Despite the unrest, Bruce Wayne is enjoying an unprecedented stretch of peace and harmony. His relationship with photojournalist Vicki Vale is flourishing, with the pair frequently collaborating on projects that will improve the lives of Gotham’s least fortunate. Trouble soon arrives, however, in the form of Selina Kyle, a sultry museum curator whose eyes (and other parts) are fixed firmly on Bruce. Though Mr. Wayne is understandably smitten, he soon learns that Selina is moonlighting as Catwoman, a skilled burglar in the employ of Mr. Boniface, referred to by his enemies as The Penguin. No common criminal, the beak-nosed Mr. Boniface is on the hunt for Gotham’s most valuable items: Five raven statuettes (think Maltese falcons), one owned by each of the city’s five founding families. Together, they show the way to a treasure greater than any amassed in history. As Batman navigates these personal and professional challenges, he uncovers a conspiracy that threatens the entire legacy of the Wayne family.
The most obvious point must come first: Sam Hamm’s Batman II is just not a Tim Burton film. There’s far too much action, far too much plot, and far too little idiosyncrasy to be of any interest to the goth auteur at the height of his commercial power. Once Burton officially signed on to direct, Daniel Waters (Heathers) and an uncredited Wesley Strick (Arachnophobia) reworked the story into the Batman Returns we eventually got in 1992. It’s a much gnarlier movie, frankly, one that sympathizes far more with its monstrous villains than with its trust fund hero. Though Mr. Boniface’s plan is coherent in a way that Oswald Cobblepot’s baby-kidnapping mayor scheme never is, it seems to be rooted entirely in greed, lacking the pathos of the orphan Cobblepot searching for his place in the world. And while Batman Returns granted its downtrodden secretary Selina Kyle her delicious revenge against an oppressive patriarchy, this version of the character is — no joke — solely defined by her sadomasochistic horniness. It’s...not great.

There are elements that do work, however, including the raven statuette subplot, which regular Batman readers might compare to Scott Snyder’s 2011 “Court of Owls” storyline. Apparently aware of the internet’s favorite criticism — that Bruce Wayne could do far more as a philanthropist than as a vigilante — this version of the character strives to take genuine action against the tightly-woven fraternity of parasitic one-percenters who have pushed the rest of Gotham City to the brink of catastrophe. Finding out that the Wayne family is part of that original sin — and that his father may not have been the virtuous man he’d always thought him to be — is an interesting wrinkle in Bruce’s internal mythology. It’s not fleshed out dramatically in this draft, but it may have developed into something truly fascinating had Batman II been helmed by a director with any interest in Batman. Hamm’s final set piece — a battle in and underneath Wayne Manor — would carry strong symbolic weight in this regard.

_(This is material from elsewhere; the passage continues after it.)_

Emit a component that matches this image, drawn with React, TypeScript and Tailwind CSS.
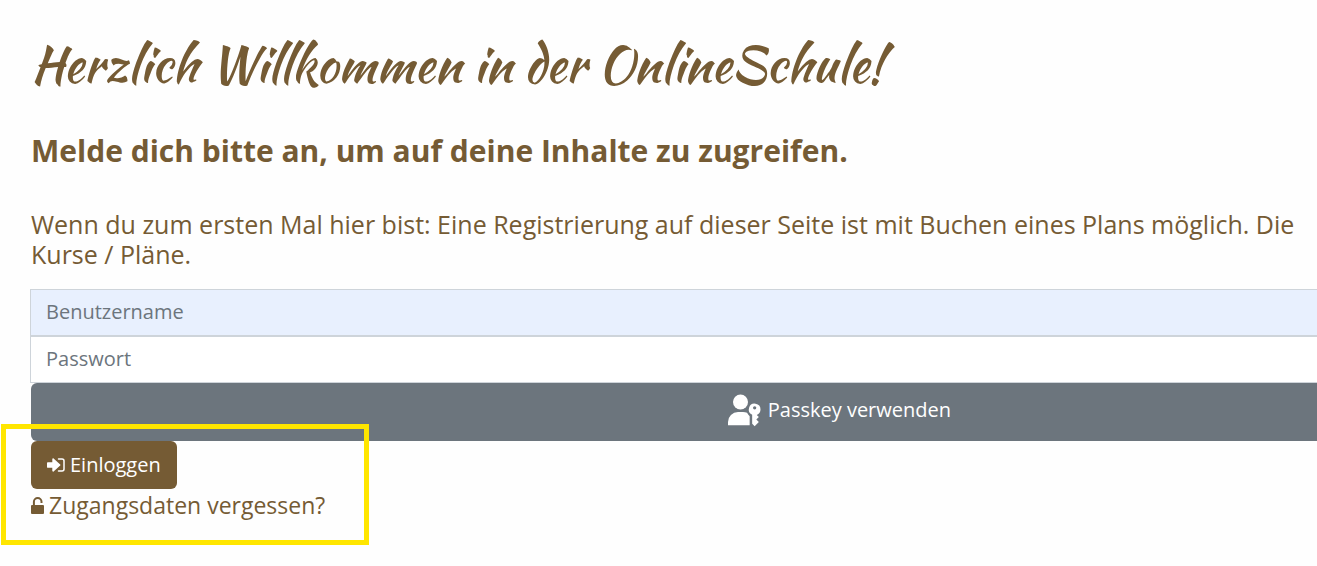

But it’s the bits that don’t work that leave Batman II wanting. Bits like Dick Grayson, introduced here as a homeless vigilante who saves Vicki Vale from muggers in Gotham Park. Though his presence makes sense thematically, Hamm doesn’t develop enough of a bond between him and Bruce to warrant his inclusion in the final showdown. Nor are Vale’s damseling and Designated Girl Fight with Catwoman particularly inspiring. Both characters feel a bit forced, and cutting them from the final movie was a wise move. In the end, Batman Returns is simply more interesting to watch. Essentially an $80 million art installation, it’s the kind of defiant absurdist theater that Burton could only hint at in his 1989 original. Hamm’s elaborate outdoor chases and underground battle scenes may have read well on the page, but they would have eaten into Burton’s penguin rocket budget. And aren’t rocket-powered penguins what Batman is really all about?